BEGIN Supplied entries
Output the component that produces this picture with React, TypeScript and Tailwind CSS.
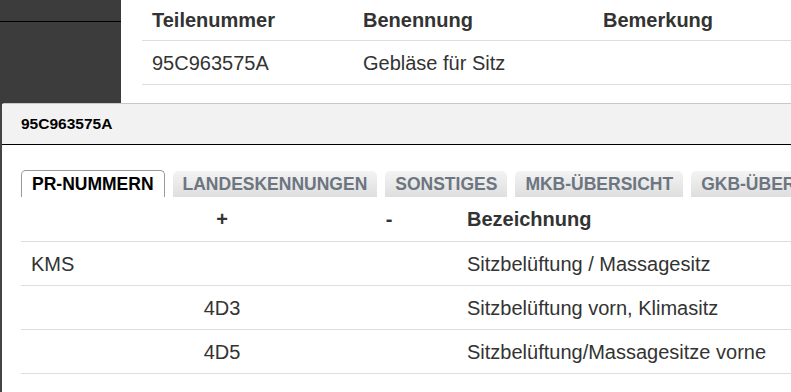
import React from "react";

const tabs = ["PR-NUMMERN", "LANDESKENNUNGEN", "SONSTIGES", "MKB-ÜBERSICHT", "GKB-ÜBERSICHT"];

const rows = [
  { a: "KMS", plus: "", minus: "", text: "Sitzbelüftung / Massagesitz" },
  { a: "", plus: "4D3", minus: "", text: "Sitzbelüftung vorn, Klimasitz" },
  { a: "", plus: "4D5", minus: "", text: "Sitzbelüftung/Massagesitze vorne" },
];

const App = () => {
  return (
    <div
      className="relative w-[791px] h-[392px] overflow-hidden bg-white text-[#333]"
      style={{ fontFamily: '"Liberation Sans", Arial, sans-serif' }}
    >
      <div className="flex h-full">
        {/* sidebar */}
        <div className="w-[121px] shrink-0 bg-[#3c3c3c]">
          <div className="h-[22px] border-b border-black" />
        </div>

        {/* parts table */}
        <div className="flex-1 pl-[21px] text-[20px]">
          <div className="grid grid-cols-[211px_240px_1fr] h-[41px] items-center border-b border-[#ddd] font-bold">
            <div className="pl-[10px]">Teilenummer</div>
            <div className="pl-[10px]">Benennung</div>
            <div className="pl-[10px]">Bemerkung</div>
          </div>
          <div className="grid grid-cols-[211px_240px_1fr] h-[44px] items-center border-b border-[#ddd]">
            <div className="pl-[10px]">95C963575A</div>
            <div className="pl-[10px]">Gebläse für Sitz</div>
            <div className="pl-[10px]" />
          </div>
        </div>
      </div>

      {/* dialog */}
      <div className="absolute left-0 top-[103px] w-[840px] h-[320px] bg-white border-t border-[#c8c8c8] border-l-2 border-l-[#444] rounded-tl-[5px]">
        <div className="h-[41px] bg-[#f2f2f2] border-b border-black flex items-center pl-[19px] text-[15.5px] font-bold text-black">
          95C963575A
        </div>

        <div className="pl-[19px] pt-[25px]">
          <div className="flex gap-[8px] h-[27px] items-end">
            {tabs.map((t, i) =>
              i === 0 ? (
                <div
                  key={t}
                  className="shrink-0 whitespace-nowrap h-[27px] px-[10px] flex items-center border border-b-0 border-[#999] rounded-t-[5px] bg-white text-[17.5px] font-bold text-black"
                >
                  {t}
                </div>
              ) : (
                <div
                  key={t}
                  className="shrink-0 whitespace-nowrap h-[26px] px-[10px] flex items-center rounded-t-[5px] bg-gradient-to-b from-[#f4f4f4] to-[#dedede] text-[17.5px] font-bold text-[#6c7580]"
                >
                  {t}
                </div>
              )
            )}
          </div>

          <div className="text-[20px] text-[#333]">
            <div className="grid grid-cols-[102px_198px_136px_1fr] h-[45px] items-center border-b border-[#ddd] font-bold">
              <div className="pl-[10px]" />
              <div className="text-center">+</div>
              <div className="text-center">-</div>
              <div className="pl-[10px]">Bezeichnung</div>
            </div>
            {rows.map((r, i) => (
              <div
                key={i}
                className="grid grid-cols-[102px_198px_136px_1fr] h-[44px] items-center border-b border-[#ddd]"
              >
                <div className="pl-[10px]">{r.a}</div>
                <div className="text-center">{r.plus}</div>
                <div className="text-center">{r.minus}</div>
                <div className="pl-[10px] whitespace-nowrap">{r.text}</div>
              </div>
            ))}
          </div>
        </div>
      </div>
    </div>
  );
};

export default App;
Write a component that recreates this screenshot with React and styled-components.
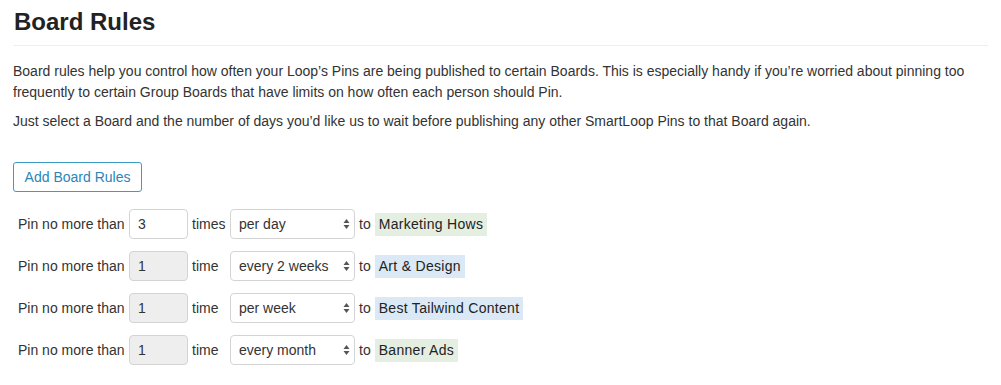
import React from 'react';
import styled, { createGlobalStyle } from 'styled-components';

const GlobalStyle = createGlobalStyle`
	body {
		margin: 0;
		background: #fff;
		color: #333;
		font-family: "Liberation Sans", Arial, sans-serif;
		font-size: 14px;
	}
`

const Page = styled.div`
	padding: 0 13px;
`

const Title = styled.h2`
	margin: 0;
	padding: 7px 0 9px 1px;
	font-size: 24px;
	line-height: 29px;
	font-weight: 700;
	color: #222;
	border-bottom: 1px solid #eee;
`

const Text = styled.p`
	margin: ${props => props.first ? '15px' : '8px'} 0 0;
	line-height: 21px;
	color: #333;
`

const AddButton = styled.button`
	margin-top: 30px;
	width: 129px;
	height: 30px;
	background: #fff;
	border: 1px solid #3b9cc6;
	border-radius: 3px;
	color: #2a86b8;
	font-family: inherit;
	font-size: 14px;
	cursor: pointer;
`

const Rules = styled.div`
	display: flex;
	flex-direction: column;
	gap: 12px;
	margin-top: 17px;
	padding-left: 5px;
`

const Row = styled.div`
	display: flex;
	align-items: center;
	height: 30px;
`

const Label = styled.span`
	width: ${props => props.width || 'auto'};
`

const Count = styled.input`
	box-sizing: border-box;
	width: 59px;
	height: 30px;
	margin-right: 4px;
	padding: 0 8px;
	border: 1px solid #d4d4d4;
	border-radius: 4px;
	background: ${props => props.disabled ? '#eee' : '#fff'};
	color: #333;
	font-family: inherit;
	font-size: 14px;
`

const SelectHolder = styled.div`
	position: relative;
	margin-right: 4px;
`

const Select = styled.select`
	box-sizing: border-box;
	width: 125px;
	height: 30px;
	padding: 0 20px 0 8px;
	border: 1px solid #d4d4d4;
	border-radius: 4px;
	background: #fff;
	color: #333;
	font-family: inherit;
	font-size: 14px;
	appearance: none;
	-webkit-appearance: none;
`

const Arrows = styled.svg`
	position: absolute;
	right: 5px;
	top: 9px;
	pointer-events: none;
`

const Board = styled.span`
	margin-left: 4px;
	padding: 4px 4px 5px;
	background: ${props => props.tone === 'blue' ? '#dae9f5' : '#e4efe2'};
	color: #222;
	line-height: 14px;
	letter-spacing: 0.3px;
`

const periods = ['per day', 'per week', 'every 2 weeks', 'every month'];

const rules = [
	{ count: 3, unit: 'times', period: 'per day', board: 'Marketing Hows', tone: 'green', editable: true },
	{ count: 1, unit: 'time', period: 'every 2 weeks', board: 'Art & Design', tone: 'blue' },
	{ count: 1, unit: 'time', period: 'per week', board: 'Best Tailwind Content', tone: 'blue' },
	{ count: 1, unit: 'time', period: 'every month', board: 'Banner Ads', tone: 'green' }
];

const App = () => (
	<Page>
		<GlobalStyle />
		<Title>Board Rules</Title>
		<Text first>
			Board rules help you control how often your Loop’s Pins are being published to certain Boards. This is especially handy if you’re worried about pinning too frequently to certain Group Boards that have limits on how often each person should Pin.
		</Text>
		<Text>
			Just select a Board and the number of days you’d like us to wait before publishing any other SmartLoop Pins to that Board again.
		</Text>
		<AddButton>Add Board Rules</AddButton>
		<Rules>
			{rules.map((rule, i) => (
				<Row key={i}>
					<Label width="111px">Pin no more than</Label>
					<Count defaultValue={rule.count} disabled={!rule.editable} />
					<Label width="38px">{rule.unit}</Label>
					<SelectHolder>
						<Select defaultValue={rule.period}>
							{periods.map(p => <option key={p}>{p}</option>)}
						</Select>
						<Arrows width="7" height="12" viewBox="0 0 7 12">
							<path d="M3.5 1 L6.5 5 H0.5 Z M3.5 11 L6.5 7 H0.5 Z" fill="#555" />
						</Arrows>
					</SelectHolder>
					<Label>to</Label>
					<Board tone={rule.tone}>{rule.board}</Board>
				</Row>
			))}
		</Rules>
	</Page>
);

export default App;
END Supplied entries
## Problem to solve
Only the number is wanted: how many lines in the data include the word "that"?

## Finished task
4